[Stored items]
>>>>>

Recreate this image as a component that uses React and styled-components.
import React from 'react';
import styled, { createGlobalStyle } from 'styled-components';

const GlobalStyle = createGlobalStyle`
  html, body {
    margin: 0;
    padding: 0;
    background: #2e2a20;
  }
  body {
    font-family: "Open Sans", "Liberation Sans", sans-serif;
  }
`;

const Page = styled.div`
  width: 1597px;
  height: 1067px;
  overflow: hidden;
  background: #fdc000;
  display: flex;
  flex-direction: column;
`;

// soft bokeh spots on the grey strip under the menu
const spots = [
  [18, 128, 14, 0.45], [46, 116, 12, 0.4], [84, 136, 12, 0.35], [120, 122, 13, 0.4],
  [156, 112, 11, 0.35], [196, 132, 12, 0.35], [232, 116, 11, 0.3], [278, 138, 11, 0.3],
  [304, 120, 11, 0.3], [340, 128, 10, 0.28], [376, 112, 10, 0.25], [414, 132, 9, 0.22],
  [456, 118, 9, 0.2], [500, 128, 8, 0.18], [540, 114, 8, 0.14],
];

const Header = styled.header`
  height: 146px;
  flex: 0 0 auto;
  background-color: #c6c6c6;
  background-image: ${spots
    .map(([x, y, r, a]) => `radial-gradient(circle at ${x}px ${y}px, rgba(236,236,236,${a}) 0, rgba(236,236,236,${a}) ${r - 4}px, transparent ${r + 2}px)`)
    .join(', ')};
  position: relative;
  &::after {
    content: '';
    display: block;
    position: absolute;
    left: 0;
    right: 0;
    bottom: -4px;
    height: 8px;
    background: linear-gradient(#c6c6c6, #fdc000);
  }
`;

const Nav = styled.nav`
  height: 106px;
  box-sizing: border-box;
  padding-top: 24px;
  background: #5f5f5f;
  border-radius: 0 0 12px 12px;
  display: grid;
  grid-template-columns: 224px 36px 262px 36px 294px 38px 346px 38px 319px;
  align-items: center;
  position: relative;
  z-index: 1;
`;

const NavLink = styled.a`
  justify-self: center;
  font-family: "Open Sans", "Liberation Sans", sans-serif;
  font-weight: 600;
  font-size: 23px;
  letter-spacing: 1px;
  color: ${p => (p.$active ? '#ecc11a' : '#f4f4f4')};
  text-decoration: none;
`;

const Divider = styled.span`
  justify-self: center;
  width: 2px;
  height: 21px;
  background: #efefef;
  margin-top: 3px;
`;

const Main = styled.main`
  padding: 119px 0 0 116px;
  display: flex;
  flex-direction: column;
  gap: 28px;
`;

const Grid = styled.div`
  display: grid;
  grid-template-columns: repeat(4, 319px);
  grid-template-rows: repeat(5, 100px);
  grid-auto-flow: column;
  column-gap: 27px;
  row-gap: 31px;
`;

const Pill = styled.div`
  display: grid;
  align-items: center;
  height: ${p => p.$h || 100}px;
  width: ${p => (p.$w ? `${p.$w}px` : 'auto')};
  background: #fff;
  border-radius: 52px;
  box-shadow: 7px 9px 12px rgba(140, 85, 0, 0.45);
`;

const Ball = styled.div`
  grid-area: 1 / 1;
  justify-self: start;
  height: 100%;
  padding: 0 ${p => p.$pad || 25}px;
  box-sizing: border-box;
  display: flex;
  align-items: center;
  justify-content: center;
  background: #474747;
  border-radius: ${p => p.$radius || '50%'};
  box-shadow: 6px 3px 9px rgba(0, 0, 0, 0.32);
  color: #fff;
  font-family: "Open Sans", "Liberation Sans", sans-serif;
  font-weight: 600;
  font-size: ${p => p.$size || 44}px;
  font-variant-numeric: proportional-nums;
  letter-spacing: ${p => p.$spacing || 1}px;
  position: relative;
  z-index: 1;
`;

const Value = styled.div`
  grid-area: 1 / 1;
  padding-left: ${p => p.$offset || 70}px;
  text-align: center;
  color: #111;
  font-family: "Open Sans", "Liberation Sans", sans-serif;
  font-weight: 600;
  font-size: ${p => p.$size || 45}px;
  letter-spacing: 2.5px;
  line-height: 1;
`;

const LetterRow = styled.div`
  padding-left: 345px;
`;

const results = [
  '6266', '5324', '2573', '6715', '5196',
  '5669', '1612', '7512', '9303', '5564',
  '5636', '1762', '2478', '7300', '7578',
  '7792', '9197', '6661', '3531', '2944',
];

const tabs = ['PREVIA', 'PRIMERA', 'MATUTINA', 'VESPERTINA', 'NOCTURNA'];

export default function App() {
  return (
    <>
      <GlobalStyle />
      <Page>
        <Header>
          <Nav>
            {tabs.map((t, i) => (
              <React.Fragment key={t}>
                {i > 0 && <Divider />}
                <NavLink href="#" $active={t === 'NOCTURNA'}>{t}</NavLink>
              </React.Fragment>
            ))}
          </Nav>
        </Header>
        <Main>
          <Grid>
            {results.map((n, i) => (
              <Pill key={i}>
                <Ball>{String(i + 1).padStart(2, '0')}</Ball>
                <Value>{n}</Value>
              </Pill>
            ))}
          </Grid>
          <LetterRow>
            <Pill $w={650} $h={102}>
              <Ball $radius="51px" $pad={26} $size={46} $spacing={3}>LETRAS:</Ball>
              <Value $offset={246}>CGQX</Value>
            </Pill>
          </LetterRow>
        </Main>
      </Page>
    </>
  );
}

<<<<<
>>>>>

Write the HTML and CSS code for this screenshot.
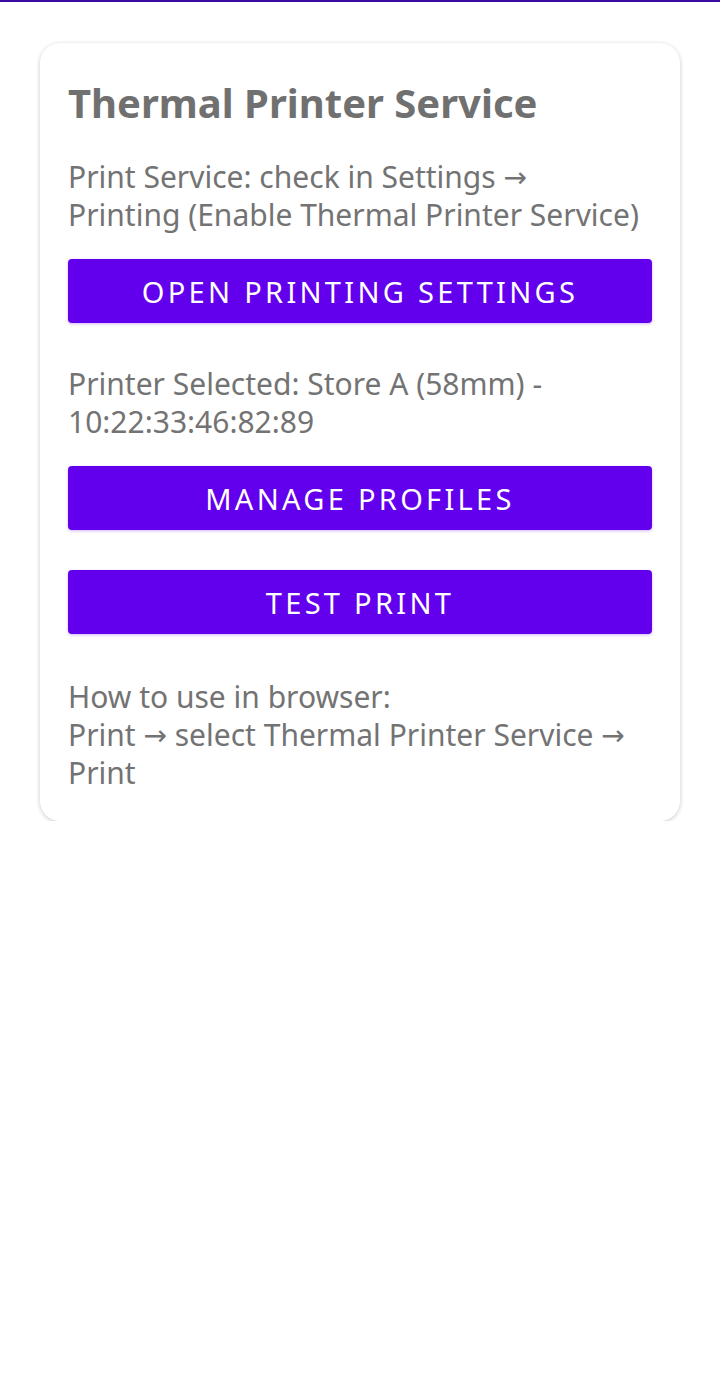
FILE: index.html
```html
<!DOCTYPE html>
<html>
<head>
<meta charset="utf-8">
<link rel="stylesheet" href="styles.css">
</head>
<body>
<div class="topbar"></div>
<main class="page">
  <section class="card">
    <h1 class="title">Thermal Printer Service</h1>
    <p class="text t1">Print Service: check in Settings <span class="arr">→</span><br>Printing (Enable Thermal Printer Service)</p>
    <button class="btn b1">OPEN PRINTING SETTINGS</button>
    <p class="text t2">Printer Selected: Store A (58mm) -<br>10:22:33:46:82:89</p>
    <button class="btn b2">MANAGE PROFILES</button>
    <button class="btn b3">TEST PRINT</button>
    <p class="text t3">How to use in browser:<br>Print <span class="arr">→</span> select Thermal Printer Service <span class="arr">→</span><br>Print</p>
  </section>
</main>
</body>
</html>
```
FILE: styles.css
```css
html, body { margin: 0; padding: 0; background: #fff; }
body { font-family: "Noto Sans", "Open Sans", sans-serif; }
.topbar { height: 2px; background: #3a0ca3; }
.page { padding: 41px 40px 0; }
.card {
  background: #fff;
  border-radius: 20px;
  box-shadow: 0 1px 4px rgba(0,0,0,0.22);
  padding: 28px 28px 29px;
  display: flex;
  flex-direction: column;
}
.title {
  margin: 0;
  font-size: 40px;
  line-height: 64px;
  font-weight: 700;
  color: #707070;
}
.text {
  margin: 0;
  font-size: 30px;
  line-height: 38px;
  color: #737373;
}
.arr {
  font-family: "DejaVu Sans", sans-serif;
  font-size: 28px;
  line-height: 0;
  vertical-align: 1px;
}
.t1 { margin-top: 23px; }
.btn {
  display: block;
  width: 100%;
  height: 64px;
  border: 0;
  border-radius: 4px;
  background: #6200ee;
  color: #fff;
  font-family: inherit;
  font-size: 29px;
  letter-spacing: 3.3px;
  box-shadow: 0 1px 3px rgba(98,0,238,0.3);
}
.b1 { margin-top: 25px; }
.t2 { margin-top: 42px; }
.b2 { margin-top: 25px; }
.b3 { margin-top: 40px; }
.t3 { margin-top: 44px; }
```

<<<<<

WORK TO BE COMPLETED: From the data above, copy each line that has the string "image".

THE ANSWER:
Recreate this image as a component that uses React and styled-components.
  background-image: ${spots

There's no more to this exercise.